Aim of the task: Transcribe the material word for word, but without the images.

begin

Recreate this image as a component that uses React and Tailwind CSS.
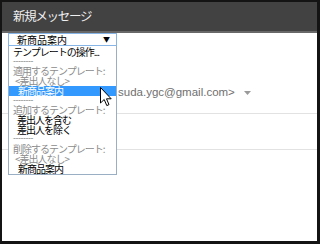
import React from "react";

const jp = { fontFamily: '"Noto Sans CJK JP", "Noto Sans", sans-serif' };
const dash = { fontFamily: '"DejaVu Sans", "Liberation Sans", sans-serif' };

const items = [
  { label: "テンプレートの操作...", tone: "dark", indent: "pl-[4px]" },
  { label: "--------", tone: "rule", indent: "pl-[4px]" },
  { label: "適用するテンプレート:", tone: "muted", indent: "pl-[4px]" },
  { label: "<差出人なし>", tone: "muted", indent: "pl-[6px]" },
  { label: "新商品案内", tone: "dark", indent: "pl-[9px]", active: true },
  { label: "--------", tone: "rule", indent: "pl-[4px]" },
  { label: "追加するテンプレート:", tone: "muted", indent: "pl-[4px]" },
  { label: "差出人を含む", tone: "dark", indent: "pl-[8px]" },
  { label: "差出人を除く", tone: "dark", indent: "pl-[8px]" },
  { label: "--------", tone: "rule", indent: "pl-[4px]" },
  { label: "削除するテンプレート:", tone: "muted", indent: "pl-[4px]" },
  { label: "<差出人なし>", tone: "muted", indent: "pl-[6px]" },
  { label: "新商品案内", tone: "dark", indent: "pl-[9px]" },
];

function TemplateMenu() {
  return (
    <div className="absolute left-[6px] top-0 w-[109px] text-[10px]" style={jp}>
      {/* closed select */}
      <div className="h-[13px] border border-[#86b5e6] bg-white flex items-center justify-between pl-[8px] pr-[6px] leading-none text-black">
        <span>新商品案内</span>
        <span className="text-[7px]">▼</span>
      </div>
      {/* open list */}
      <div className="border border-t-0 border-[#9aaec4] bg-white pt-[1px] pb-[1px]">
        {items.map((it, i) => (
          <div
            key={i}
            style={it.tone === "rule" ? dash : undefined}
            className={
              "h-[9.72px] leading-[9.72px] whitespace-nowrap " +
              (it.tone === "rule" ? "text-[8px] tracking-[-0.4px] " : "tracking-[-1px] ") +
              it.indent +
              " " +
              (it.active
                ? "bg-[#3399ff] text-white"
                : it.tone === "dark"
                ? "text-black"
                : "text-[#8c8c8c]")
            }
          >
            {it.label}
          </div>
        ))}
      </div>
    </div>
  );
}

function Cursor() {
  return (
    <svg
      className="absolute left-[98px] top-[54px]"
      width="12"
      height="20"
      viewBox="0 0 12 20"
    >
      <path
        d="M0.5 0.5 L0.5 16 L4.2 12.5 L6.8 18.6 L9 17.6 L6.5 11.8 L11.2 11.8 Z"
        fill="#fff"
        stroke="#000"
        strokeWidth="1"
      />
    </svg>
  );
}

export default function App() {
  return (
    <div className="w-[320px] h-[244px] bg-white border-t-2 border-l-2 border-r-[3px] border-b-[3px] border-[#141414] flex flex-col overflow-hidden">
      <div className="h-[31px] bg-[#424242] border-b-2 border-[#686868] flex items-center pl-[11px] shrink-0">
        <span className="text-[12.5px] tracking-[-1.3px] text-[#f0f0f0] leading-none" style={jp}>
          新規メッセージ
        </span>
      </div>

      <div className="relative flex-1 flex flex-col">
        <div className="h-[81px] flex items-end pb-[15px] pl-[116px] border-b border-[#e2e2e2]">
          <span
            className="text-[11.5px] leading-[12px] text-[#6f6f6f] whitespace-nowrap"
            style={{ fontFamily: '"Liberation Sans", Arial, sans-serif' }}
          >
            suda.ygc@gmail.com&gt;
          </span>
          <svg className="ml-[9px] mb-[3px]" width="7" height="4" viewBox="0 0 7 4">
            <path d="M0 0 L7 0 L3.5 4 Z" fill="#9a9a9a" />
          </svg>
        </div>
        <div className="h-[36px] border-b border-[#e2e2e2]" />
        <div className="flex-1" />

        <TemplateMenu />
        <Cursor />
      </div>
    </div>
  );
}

end

Answer to the problem:
Recreate this image as a component that uses React and Tailwind CSS.
import React from "react";

const jp = { fontFamily: '"Noto Sans CJK JP", "Noto Sans", sans-serif' };
const dash = { fontFamily: '"DejaVu Sans", "Liberation Sans", sans-serif' };

const items = [
  { label: "テンプレートの操作...", tone: "dark", indent: "pl-[4px]" },
  { label: "--------", tone: "rule", indent: "pl-[4px]" },
  { label: "適用するテンプレート:", tone: "muted", indent: "pl-[4px]" },
  { label: "<差出人なし>", tone: "muted", indent: "pl-[6px]" },
  { label: "新商品案内", tone: "dark", indent: "pl-[9px]", active: true },
  { label: "--------", tone: "rule", indent: "pl-[4px]" },
  { label: "追加するテンプレート:", tone: "muted", indent: "pl-[4px]" },
  { label: "差出人を含む", tone: "dark", indent: "pl-[8px]" },
  { label: "差出人を除く", tone: "dark", indent: "pl-[8px]" },
  { label: "--------", tone: "rule", indent: "pl-[4px]" },
  { label: "削除するテンプレート:", tone: "muted", indent: "pl-[4px]" },
  { label: "<差出人なし>", tone: "muted", indent: "pl-[6px]" },
  { label: "新商品案内", tone: "dark", indent: "pl-[9px]" },
];

function TemplateMenu() {
  return (
    <div className="absolute left-[6px] top-0 w-[109px] text-[10px]" style={jp}>
      {/* closed select */}
      <div className="h-[13px] border border-[#86b5e6] bg-white flex items-center justify-between pl-[8px] pr-[6px] leading-none text-black">
        <span>新商品案内</span>
        <span className="text-[7px]">▼</span>
      </div>
      {/* open list */}
      <div className="border border-t-0 border-[#9aaec4] bg-white pt-[1px] pb-[1px]">
        {items.map((it, i) => (
          <div
            key={i}
            style={it.tone === "rule" ? dash : undefined}
            className={
              "h-[9.72px] leading-[9.72px] whitespace-nowrap " +
              (it.tone === "rule" ? "text-[8px] tracking-[-0.4px] " : "tracking-[-1px] ") +
              it.indent +
              " " +
              (it.active
                ? "bg-[#3399ff] text-white"
                : it.tone === "dark"
                ? "text-black"
                : "text-[#8c8c8c]")
            }
          >
            {it.label}
          </div>
        ))}
      </div>
    </div>
  );
}

function Cursor() {
  return (
    <svg
      className="absolute left-[98px] top-[54px]"
      width="12"
      height="20"
      viewBox="0 0 12 20"
    >
      <path
        d="M0.5 0.5 L0.5 16 L4.2 12.5 L6.8 18.6 L9 17.6 L6.5 11.8 L11.2 11.8 Z"
        fill="#fff"
        stroke="#000"
        strokeWidth="1"
      />
    </svg>
  );
}

export default function App() {
  return (
    <div className="w-[320px] h-[244px] bg-white border-t-2 border-l-2 border-r-[3px] border-b-[3px] border-[#141414] flex flex-col overflow-hidden">
      <div className="h-[31px] bg-[#424242] border-b-2 border-[#686868] flex items-center pl-[11px] shrink-0">
        <span className="text-[12.5px] tracking-[-1.3px] text-[#f0f0f0] leading-none" style={jp}>
          新規メッセージ
        </span>
      </div>

      <div className="relative flex-1 flex flex-col">
        <div className="h-[81px] flex items-end pb-[15px] pl-[116px] border-b border-[#e2e2e2]">
          <span
            className="text-[11.5px] leading-[12px] text-[#6f6f6f] whitespace-nowrap"
            style={{ fontFamily: '"Liberation Sans", Arial, sans-serif' }}
          >
            suda.ygc@gmail.com&gt;
          </span>
          <svg className="ml-[9px] mb-[3px]" width="7" height="4" viewBox="0 0 7 4">
            <path d="M0 0 L7 0 L3.5 4 Z" fill="#9a9a9a" />
          </svg>
        </div>
        <div className="h-[36px] border-b border-[#e2e2e2]" />
        <div className="flex-1" />

        <TemplateMenu />
        <Cursor />
      </div>
    </div>
  );
}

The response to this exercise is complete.